Migrant feud casts shadow as Macron and Merkel seek EU roadmap
French President Emmanuel Macron heads to Germany on Tuesday seeking progress with Chancellor Angela Merkel on elusive eurozone reforms, but the deepening EU rifts over migration threaten to dominate an already daunting agenda.
The Franco-German ministerial meeting, being held at the Meseberg castle north of Berlin, is seen as key for forging a consensus ahead of a crunch eurozone summit on June 28-29.
But Italy’s refusal last week to allow a ship carrying 630 rescued migrants to dock on its shores has shattered the bloc’s fragile status quo on dealing with the wave of people fleeing war and misery in Syria, Iraq and elsewhere since 2015.
Merkel herself is facing a showdown with her own hardline interior minister after his call for turning back undocumented migrants at German borders and speeding up ejections of rejected asylum seekers.
Most Germans support the moves according to opinion polls, while critics say Merkel’s liberal migrant policies have bolstered far-right and populist parties at home and abroad.
EU deals with Turkey and Italy have sharply reduced the number of new arrivals, yet hundreds of people still attempt to cross the Mediterranean from Libya each day.
Merkel and Macron both agree on the need for a Europe-wide response, and are hoping to hammer out a policy acceptable to all member states that would ease the burden on Italy, Greece and other main entry points.
Yet the tensions that flared across Europe last week after Italy’s move to block the Aquarius rescue ship have pushed any potential deal further from reach.
‘Maximum of agreements’
Paris no longer harbours any illusion of securing a revamp of the so-called Dublin rules before the end-of-June deadline set by EU leaders last December.

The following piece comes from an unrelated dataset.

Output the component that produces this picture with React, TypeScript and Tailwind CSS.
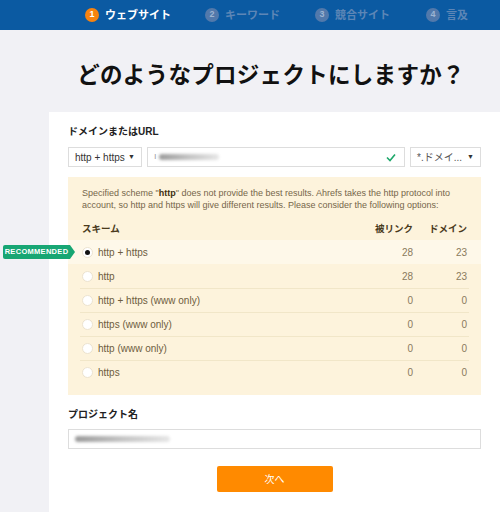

The rules require migrants to apply for asylum in the first country they enter — a policy France has used to defend its own efforts to keep people from trying to cross over from Italy.

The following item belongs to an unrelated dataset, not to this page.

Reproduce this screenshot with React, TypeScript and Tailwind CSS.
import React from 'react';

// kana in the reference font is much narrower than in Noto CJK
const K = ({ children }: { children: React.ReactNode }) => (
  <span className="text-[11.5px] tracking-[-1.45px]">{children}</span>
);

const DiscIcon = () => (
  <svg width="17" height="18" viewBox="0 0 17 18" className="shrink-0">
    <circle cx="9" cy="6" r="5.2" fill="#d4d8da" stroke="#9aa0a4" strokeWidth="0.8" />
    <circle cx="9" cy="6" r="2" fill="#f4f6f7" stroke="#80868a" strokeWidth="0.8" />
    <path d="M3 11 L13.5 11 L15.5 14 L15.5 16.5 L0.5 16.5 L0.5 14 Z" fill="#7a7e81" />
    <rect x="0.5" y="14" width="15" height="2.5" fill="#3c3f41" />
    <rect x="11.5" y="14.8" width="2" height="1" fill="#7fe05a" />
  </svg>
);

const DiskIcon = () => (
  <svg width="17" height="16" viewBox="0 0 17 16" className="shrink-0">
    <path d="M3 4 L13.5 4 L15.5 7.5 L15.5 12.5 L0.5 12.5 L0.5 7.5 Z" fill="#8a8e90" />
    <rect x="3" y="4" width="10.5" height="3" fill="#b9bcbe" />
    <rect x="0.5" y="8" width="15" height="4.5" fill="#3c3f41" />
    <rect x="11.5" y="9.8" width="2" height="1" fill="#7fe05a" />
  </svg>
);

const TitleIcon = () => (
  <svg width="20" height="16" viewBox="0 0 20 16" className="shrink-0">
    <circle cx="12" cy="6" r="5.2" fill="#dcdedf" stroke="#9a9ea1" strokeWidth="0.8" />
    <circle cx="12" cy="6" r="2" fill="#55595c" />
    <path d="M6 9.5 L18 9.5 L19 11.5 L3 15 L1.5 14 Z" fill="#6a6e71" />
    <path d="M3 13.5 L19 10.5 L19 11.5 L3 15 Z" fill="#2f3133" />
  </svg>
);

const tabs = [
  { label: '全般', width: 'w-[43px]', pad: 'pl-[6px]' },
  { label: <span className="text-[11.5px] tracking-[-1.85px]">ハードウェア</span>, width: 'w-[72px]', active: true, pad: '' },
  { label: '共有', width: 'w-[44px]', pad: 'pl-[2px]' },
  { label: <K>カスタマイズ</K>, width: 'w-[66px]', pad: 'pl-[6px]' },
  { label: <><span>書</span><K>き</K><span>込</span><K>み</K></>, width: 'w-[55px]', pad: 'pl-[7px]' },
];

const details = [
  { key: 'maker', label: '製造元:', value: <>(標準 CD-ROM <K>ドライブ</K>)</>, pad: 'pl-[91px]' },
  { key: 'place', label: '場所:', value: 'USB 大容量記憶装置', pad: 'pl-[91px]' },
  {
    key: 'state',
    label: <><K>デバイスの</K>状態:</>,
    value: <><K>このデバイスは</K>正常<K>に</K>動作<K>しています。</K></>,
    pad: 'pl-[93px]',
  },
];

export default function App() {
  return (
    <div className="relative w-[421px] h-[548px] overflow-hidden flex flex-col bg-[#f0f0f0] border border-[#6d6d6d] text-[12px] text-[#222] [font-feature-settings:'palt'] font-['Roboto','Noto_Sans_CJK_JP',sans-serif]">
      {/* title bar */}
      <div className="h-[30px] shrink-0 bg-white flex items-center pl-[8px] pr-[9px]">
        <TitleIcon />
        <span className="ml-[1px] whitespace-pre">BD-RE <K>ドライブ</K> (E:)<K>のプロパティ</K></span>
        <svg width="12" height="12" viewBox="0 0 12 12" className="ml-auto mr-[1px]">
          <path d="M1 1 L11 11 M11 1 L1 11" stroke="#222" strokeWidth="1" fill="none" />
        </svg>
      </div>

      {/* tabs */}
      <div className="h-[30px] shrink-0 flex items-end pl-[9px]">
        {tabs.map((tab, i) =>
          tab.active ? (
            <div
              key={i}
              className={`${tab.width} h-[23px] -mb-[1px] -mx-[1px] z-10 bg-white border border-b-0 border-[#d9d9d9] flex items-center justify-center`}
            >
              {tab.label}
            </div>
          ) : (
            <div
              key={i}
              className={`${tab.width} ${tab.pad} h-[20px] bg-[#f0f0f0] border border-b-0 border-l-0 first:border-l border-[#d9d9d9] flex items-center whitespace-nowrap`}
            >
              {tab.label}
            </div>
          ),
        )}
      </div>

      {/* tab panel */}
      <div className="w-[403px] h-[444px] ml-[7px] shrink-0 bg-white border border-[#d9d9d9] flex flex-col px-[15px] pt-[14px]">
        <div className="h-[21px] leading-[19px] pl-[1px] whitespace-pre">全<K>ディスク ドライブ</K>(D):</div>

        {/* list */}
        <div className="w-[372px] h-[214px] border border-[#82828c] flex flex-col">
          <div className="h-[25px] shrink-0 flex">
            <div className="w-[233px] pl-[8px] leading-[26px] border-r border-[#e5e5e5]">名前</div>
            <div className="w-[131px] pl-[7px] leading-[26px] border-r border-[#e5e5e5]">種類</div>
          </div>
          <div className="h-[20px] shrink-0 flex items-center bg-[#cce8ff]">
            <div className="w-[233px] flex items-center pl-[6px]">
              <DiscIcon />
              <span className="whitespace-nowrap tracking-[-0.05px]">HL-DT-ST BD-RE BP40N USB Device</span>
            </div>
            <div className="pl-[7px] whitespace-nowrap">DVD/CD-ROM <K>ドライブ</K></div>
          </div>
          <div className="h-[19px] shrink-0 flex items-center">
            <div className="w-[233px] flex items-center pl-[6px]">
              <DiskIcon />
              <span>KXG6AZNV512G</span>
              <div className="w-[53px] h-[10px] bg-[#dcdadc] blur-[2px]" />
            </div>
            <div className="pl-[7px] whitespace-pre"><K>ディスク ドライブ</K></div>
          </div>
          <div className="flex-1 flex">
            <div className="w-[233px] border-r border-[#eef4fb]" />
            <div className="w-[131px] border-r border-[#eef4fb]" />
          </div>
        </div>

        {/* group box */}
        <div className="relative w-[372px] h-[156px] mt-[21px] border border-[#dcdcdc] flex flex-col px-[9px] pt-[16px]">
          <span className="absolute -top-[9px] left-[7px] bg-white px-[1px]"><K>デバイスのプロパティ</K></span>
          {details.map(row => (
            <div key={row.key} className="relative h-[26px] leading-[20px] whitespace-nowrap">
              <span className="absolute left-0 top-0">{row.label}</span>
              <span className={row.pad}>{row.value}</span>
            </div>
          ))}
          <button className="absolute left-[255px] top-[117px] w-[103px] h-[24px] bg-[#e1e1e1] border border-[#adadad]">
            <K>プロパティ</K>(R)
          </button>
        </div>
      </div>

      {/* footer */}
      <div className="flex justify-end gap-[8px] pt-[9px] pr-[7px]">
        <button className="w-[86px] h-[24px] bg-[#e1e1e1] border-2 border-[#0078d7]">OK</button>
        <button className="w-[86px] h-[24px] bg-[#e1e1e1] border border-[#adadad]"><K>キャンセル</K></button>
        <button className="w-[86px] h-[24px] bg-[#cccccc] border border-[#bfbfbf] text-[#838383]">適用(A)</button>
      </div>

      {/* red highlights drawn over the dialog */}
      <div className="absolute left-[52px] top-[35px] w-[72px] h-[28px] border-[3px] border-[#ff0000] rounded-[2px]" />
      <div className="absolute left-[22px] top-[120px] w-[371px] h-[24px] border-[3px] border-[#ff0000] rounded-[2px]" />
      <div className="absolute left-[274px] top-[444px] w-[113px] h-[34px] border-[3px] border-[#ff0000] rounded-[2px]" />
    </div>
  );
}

But Paris is hoping to get Berlin’s agreement on increased funding for the EU’s Frontex border force, harmonised asylum rules and the creation of asylum processing centres in Africa.
“We’re hoping to obtain a maximum of agreements on Tuesday, and in late June,” a source in the French presidency told AFP.
That hope, however, is running up against an “axis of the willing” to combat immigration announced last week by Italy’s new far-right interior minister and his German and Austrian counterparts.
And countries such as Hungary and Poland have either refused outright or resisted taking in refugees under an EU quota system that has essentially floundered.
Despite the migrant policy headache, Macron and Merkel might find more common ground on deeper EU economic integration.
Macron, a centrist who swept to power last year, pledged to reconcile Europeans with the Union after years of austerity and growing disillusionment with the bloc’s institutions.
Merkel has cautiously come around in recent weeks, but she may not have much political room to manoeuvre further.
Rightwingers in her delicate governing coalition — as well as several northern European countries — remain hostile to France’s push for a common eurozone budget, fearing taxpayers could foot the bill for fiscal irresponsibility in southern EU states.
Merkel made some concessions earlier this month, agreeing to support Macron’s call for an investment fund to help poorer European countries catch up in the areas of science, technology and innovation.
The size of the fund remains unclear, however, with Germany resisting the hundreds of billions of euros sought by France.
Nonetheless, French Finance Minister Bruno Le Maire, who will attend Tuesday’s meeting along with the two countries’ defence and foreign ministers, tweeted late Saturday that “an agreement is close at hand”.
France and Germany may also strike a deal aimed at harmonising corporate taxes across the bloc, to stop multinationals from taking advantage of low-tax regimes in countries like the Netherlands, Ireland or Luxembourg.
Merkel said the common tax system would also help both countries shore up their competitiveness in the face of a potential trade war unleashed by US President Donald Trump.
Trump’s threat to reduce US funding for NATO unless European members step up their contributions could also lead to new measures for strengthening EU defence cooperation.
Merkel has said she is “favourable” to a French call to create a European Intervention Initiative of forces which could be deployed rapidly to deal with crises outside the framework of NATO.